» **Directions for this task**
Output the material below unchanged, apart from leaving out the pictures.

» **Data lines**
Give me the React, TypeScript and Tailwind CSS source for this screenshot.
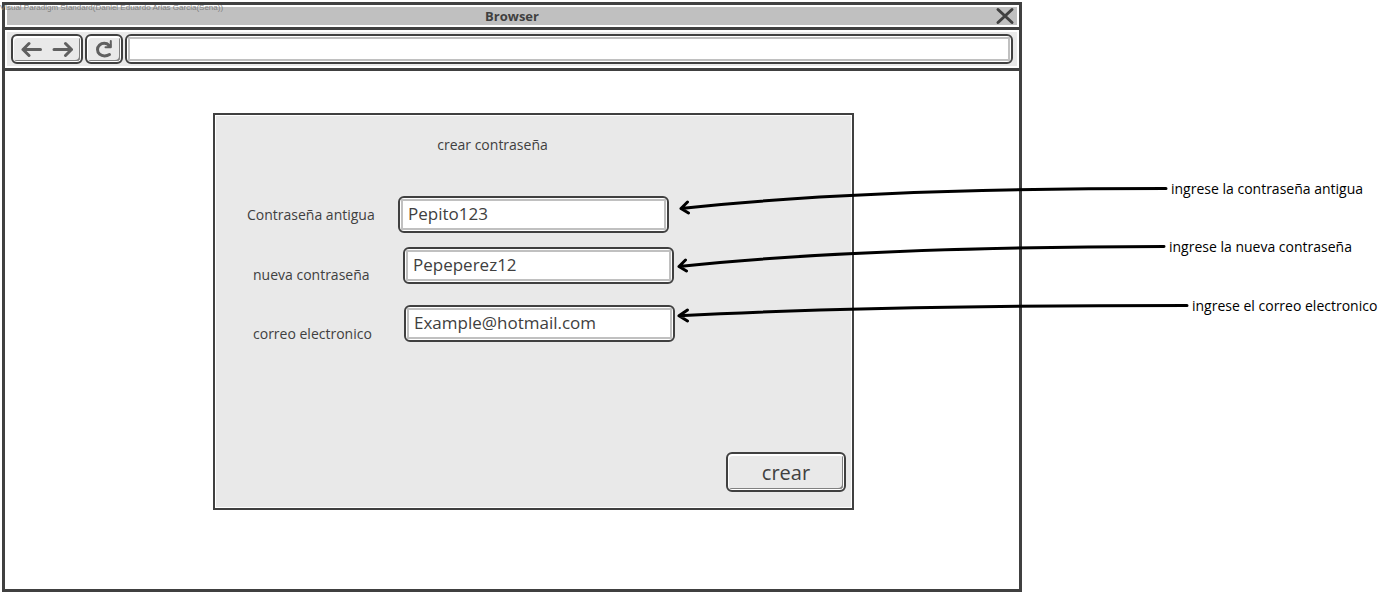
type FieldProps = {
  id: string;
  label: string;
  value: string;
  type?: string;
  rowClass: string;
  labelClass: string;
};

function Field({ id, label, value, type = "text", rowClass, labelClass }: FieldProps) {
  return (
    <div className={`flex items-start ${rowClass}`}>
      <label htmlFor={id} className={`shrink-0 text-sm leading-5 ${labelClass}`}>
        {label}
      </label>
      <div className="w-[271px] rounded-md border-2 border-[#404040] bg-white p-px">
        <input
          id={id}
          type={type}
          defaultValue={value}
          className="block h-[31px] w-full border-2 border-[#c0c0c0] bg-white px-[5px] pb-0.5 text-[17px] leading-6 text-[#404040] outline-none"
        />
      </div>
    </div>
  );
}

const bevel =
  "rounded-md border-2 border-[#404040] bg-[#e9e9e9] shadow-[inset_0_-1px_0_#ffffff,inset_1px_2px_0_#ffffff,inset_-1px_0_0_#ffffff,inset_-2px_-2px_0_#808080]";

export default function App() {
  return (
    <div className="relative flex min-h-[596px] overflow-hidden bg-white font-['Open_Sans','Noto_Sans',sans-serif] text-[#404040]">
      <p className="absolute top-0 left-0 z-10 font-['Liberation_Sans',sans-serif] text-[8px] leading-4 whitespace-nowrap text-[#808080]">
        Visual Paradigm Standard(Daniel Eduardo Arias Garcia(Sena))
      </p>

      <main className="mt-0.5 mb-1 ml-0.5 flex min-w-0 flex-1 flex-col border-3 border-[#404040]">
        <header className="border-b-3 border-[#404040] p-0.5">
          <div className="flex h-[18px] items-center bg-[#c0c0c0] pr-1">
            <h1 className="flex-1 pl-5 text-center text-[13px] leading-5 font-bold">Browser</h1>
            <button type="button" aria-label="Cerrar" className="h-4 w-4">
              <svg viewBox="0 0 16 16" className="h-4 w-4 overflow-visible" fill="none" stroke="#404040" strokeWidth="3" strokeLinecap="round">
                <path d="M1 1.500 15 14.500M15 1.500 1 14.500" />
              </svg>
            </button>
          </div>
        </header>

        <nav className="border-b-3 border-[#404040] p-0.5">
          <div className="flex gap-0.5 bg-[#e9e9e9] px-1 py-0.5">
            <div className={`flex h-[30px] w-[72px] items-center justify-between px-2 ${bevel}`}>
              <button type="button" aria-label="Atrás">
                <svg viewBox="0 0 22 16" className="h-4 w-[22px]" fill="none" stroke="#606060" strokeWidth="3" strokeLinecap="round" strokeLinejoin="round">
                  <path d="M19.500 8.500H2M8 2.500 2 8.500 8 14.500" />
                </svg>
              </button>
              <button type="button" aria-label="Adelante">
                <svg viewBox="0 0 22 16" className="h-4 w-[22px]" fill="none" stroke="#606060" strokeWidth="3" strokeLinecap="round" strokeLinejoin="round">
                  <path d="M3 8.500H20.500M14.500 2.500 20.500 8.500 14.500 14.500" />
                </svg>
              </button>
            </div>
            <button type="button" aria-label="Recargar" className={`flex h-[30px] w-[38px] items-center justify-center ${bevel}`}>
              <svg viewBox="0 0 18 18" className="h-[18px] w-[18px]" fill="none" stroke="#606060" strokeWidth="3" strokeLinecap="round">
                <path d="M14.500 14.500C13 15.500 11.500 15.900 9.500 15.900C5.700 15.900 2.500 13.300 2.500 9.600C2.500 6 5.500 3.300 9.300 3.300C11.300 3.300 12.800 4 14 5.300" />
                <path d="M15.800 1V7.300H10.500" strokeWidth="2" strokeLinejoin="round" />
                <path d="M15.800 4.500V7.300H12.500Z" fill="#606060" strokeWidth="1" />
              </svg>
            </button>
            <div className="flex-1 rounded-md border-2 border-[#404040] bg-white p-px">
              <input type="text" aria-label="Dirección" className="block h-6 w-full border-2 border-[#c0c0c0] bg-white px-1 text-sm outline-none" />
            </div>
          </div>
        </nav>

        <div className="flex flex-1 items-start justify-end pt-[42px] pr-[165px]">
          <form
            onSubmit={(event) => event.preventDefault()}
            className="flex min-h-[397px] w-[641px] shrink-0 flex-col border-2 border-[#404040] bg-[#e9e9e9] pb-4 shadow-[inset_0_0_0_1px_#ffffff]"
          >
            <h2 className="pt-5 pr-[82px] text-center text-sm leading-5">crear contraseña</h2>
            <div className="pt-[41px]">
              <Field id="old-password" label="Contraseña antigua" value="Pepito123" rowClass="pl-8" labelClass="w-[151px] pt-[9px]" />
              <Field id="new-password" label="nueva contraseña" value="Pepeperez12" rowClass="mt-3.5 pl-[38px]" labelClass="w-[150px] pt-[18px]" />
              <Field id="email" label="correo electronico" value="Example@hotmail.com" type="email" rowClass="mt-5 pl-[38px]" labelClass="w-[151px] pt-[19px]" />
            </div>
            <div className="mt-auto flex justify-end pr-1.5">
              <button type="submit" className={`h-10 w-[120px] pt-0.5 text-xl leading-8 ${bevel}`}>
                crear
              </button>
            </div>
          </form>
        </div>
      </main>

      <aside className="w-[374px] shrink-0 pt-[179px] text-sm leading-5 whitespace-nowrap text-black">
        <p className="pl-[149px]">ingrese la contraseña antigua</p>
        <p className="mt-[38px] pl-[147px]">ingrese la nueva contraseña</p>
        <p className="mt-[39px] pl-[170px]">ingrese el correo electronico</p>
      </aside>

      <svg
        viewBox="670 180 530 150"
        aria-hidden="true"
        className="pointer-events-none absolute top-[180px] right-[196px] h-[150px] w-[530px]"
        fill="none"
        stroke="#000000"
        strokeWidth="3"
        strokeLinecap="round"
        strokeLinejoin="round"
      >
        <path d="M1166 188.500Q863 188.500 681 208.500M687.500 202 681 208.500 688.500 213" />
        <path d="M1164 246.500Q861 247 679 266.500M685.500 260 679 266.500 686.500 271" />
        <path d="M1187 305.500Q870 305.500 679 315.800M687.500 310 679 315.800 687.500 321" />
      </svg>
    </div>
  );
}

» **Problem solution**
Give me the React, TypeScript and Tailwind CSS source for this screenshot.
type FieldProps = {
  id: string;
  label: string;
  value: string;
  type?: string;
  rowClass: string;
  labelClass: string;
};

function Field({ id, label, value, type = "text", rowClass, labelClass }: FieldProps) {
  return (
    <div className={`flex items-start ${rowClass}`}>
      <label htmlFor={id} className={`shrink-0 text-sm leading-5 ${labelClass}`}>
        {label}
      </label>
      <div className="w-[271px] rounded-md border-2 border-[#404040] bg-white p-px">
        <input
          id={id}
          type={type}
          defaultValue={value}
          className="block h-[31px] w-full border-2 border-[#c0c0c0] bg-white px-[5px] pb-0.5 text-[17px] leading-6 text-[#404040] outline-none"
        />
      </div>
    </div>
  );
}

const bevel =
  "rounded-md border-2 border-[#404040] bg-[#e9e9e9] shadow-[inset_0_-1px_0_#ffffff,inset_1px_2px_0_#ffffff,inset_-1px_0_0_#ffffff,inset_-2px_-2px_0_#808080]";

export default function App() {
  return (
    <div className="relative flex min-h-[596px] overflow-hidden bg-white font-['Open_Sans','Noto_Sans',sans-serif] text-[#404040]">
      <p className="absolute top-0 left-0 z-10 font-['Liberation_Sans',sans-serif] text-[8px] leading-4 whitespace-nowrap text-[#808080]">
        Visual Paradigm Standard(Daniel Eduardo Arias Garcia(Sena))
      </p>

      <main className="mt-0.5 mb-1 ml-0.5 flex min-w-0 flex-1 flex-col border-3 border-[#404040]">
        <header className="border-b-3 border-[#404040] p-0.5">
          <div className="flex h-[18px] items-center bg-[#c0c0c0] pr-1">
            <h1 className="flex-1 pl-5 text-center text-[13px] leading-5 font-bold">Browser</h1>
            <button type="button" aria-label="Cerrar" className="h-4 w-4">
              <svg viewBox="0 0 16 16" className="h-4 w-4 overflow-visible" fill="none" stroke="#404040" strokeWidth="3" strokeLinecap="round">
                <path d="M1 1.500 15 14.500M15 1.500 1 14.500" />
              </svg>
            </button>
          </div>
        </header>

        <nav className="border-b-3 border-[#404040] p-0.5">
          <div className="flex gap-0.5 bg-[#e9e9e9] px-1 py-0.5">
            <div className={`flex h-[30px] w-[72px] items-center justify-between px-2 ${bevel}`}>
              <button type="button" aria-label="Atrás">
                <svg viewBox="0 0 22 16" className="h-4 w-[22px]" fill="none" stroke="#606060" strokeWidth="3" strokeLinecap="round" strokeLinejoin="round">
                  <path d="M19.500 8.500H2M8 2.500 2 8.500 8 14.500" />
                </svg>
              </button>
              <button type="button" aria-label="Adelante">
                <svg viewBox="0 0 22 16" className="h-4 w-[22px]" fill="none" stroke="#606060" strokeWidth="3" strokeLinecap="round" strokeLinejoin="round">
                  <path d="M3 8.500H20.500M14.500 2.500 20.500 8.500 14.500 14.500" />
                </svg>
              </button>
            </div>
            <button type="button" aria-label="Recargar" className={`flex h-[30px] w-[38px] items-center justify-center ${bevel}`}>
              <svg viewBox="0 0 18 18" className="h-[18px] w-[18px]" fill="none" stroke="#606060" strokeWidth="3" strokeLinecap="round">
                <path d="M14.500 14.500C13 15.500 11.500 15.900 9.500 15.900C5.700 15.900 2.500 13.300 2.500 9.600C2.500 6 5.500 3.300 9.300 3.300C11.300 3.300 12.800 4 14 5.300" />
                <path d="M15.800 1V7.300H10.500" strokeWidth="2" strokeLinejoin="round" />
                <path d="M15.800 4.500V7.300H12.500Z" fill="#606060" strokeWidth="1" />
              </svg>
            </button>
            <div className="flex-1 rounded-md border-2 border-[#404040] bg-white p-px">
              <input type="text" aria-label="Dirección" className="block h-6 w-full border-2 border-[#c0c0c0] bg-white px-1 text-sm outline-none" />
            </div>
          </div>
        </nav>

        <div className="flex flex-1 items-start justify-end pt-[42px] pr-[165px]">
          <form
            onSubmit={(event) => event.preventDefault()}
            className="flex min-h-[397px] w-[641px] shrink-0 flex-col border-2 border-[#404040] bg-[#e9e9e9] pb-4 shadow-[inset_0_0_0_1px_#ffffff]"
          >
            <h2 className="pt-5 pr-[82px] text-center text-sm leading-5">crear contraseña</h2>
            <div className="pt-[41px]">
              <Field id="old-password" label="Contraseña antigua" value="Pepito123" rowClass="pl-8" labelClass="w-[151px] pt-[9px]" />
              <Field id="new-password" label="nueva contraseña" value="Pepeperez12" rowClass="mt-3.5 pl-[38px]" labelClass="w-[150px] pt-[18px]" />
              <Field id="email" label="correo electronico" value="Example@hotmail.com" type="email" rowClass="mt-5 pl-[38px]" labelClass="w-[151px] pt-[19px]" />
            </div>
            <div className="mt-auto flex justify-end pr-1.5">
              <button type="submit" className={`h-10 w-[120px] pt-0.5 text-xl leading-8 ${bevel}`}>
                crear
              </button>
            </div>
          </form>
        </div>
      </main>

      <aside className="w-[374px] shrink-0 pt-[179px] text-sm leading-5 whitespace-nowrap text-black">
        <p className="pl-[149px]">ingrese la contraseña antigua</p>
        <p className="mt-[38px] pl-[147px]">ingrese la nueva contraseña</p>
        <p className="mt-[39px] pl-[170px]">ingrese el correo electronico</p>
      </aside>

      <svg
        viewBox="670 180 530 150"
        aria-hidden="true"
        className="pointer-events-none absolute top-[180px] right-[196px] h-[150px] w-[530px]"
        fill="none"
        stroke="#000000"
        strokeWidth="3"
        strokeLinecap="round"
        strokeLinejoin="round"
      >
        <path d="M1166 188.500Q863 188.500 681 208.500M687.500 202 681 208.500 688.500 213" />
        <path d="M1164 246.500Q861 247 679 266.500M685.500 260 679 266.500 686.500 271" />
        <path d="M1187 305.500Q870 305.500 679 315.800M687.500 310 679 315.800 687.500 321" />
      </svg>
    </div>
  );
}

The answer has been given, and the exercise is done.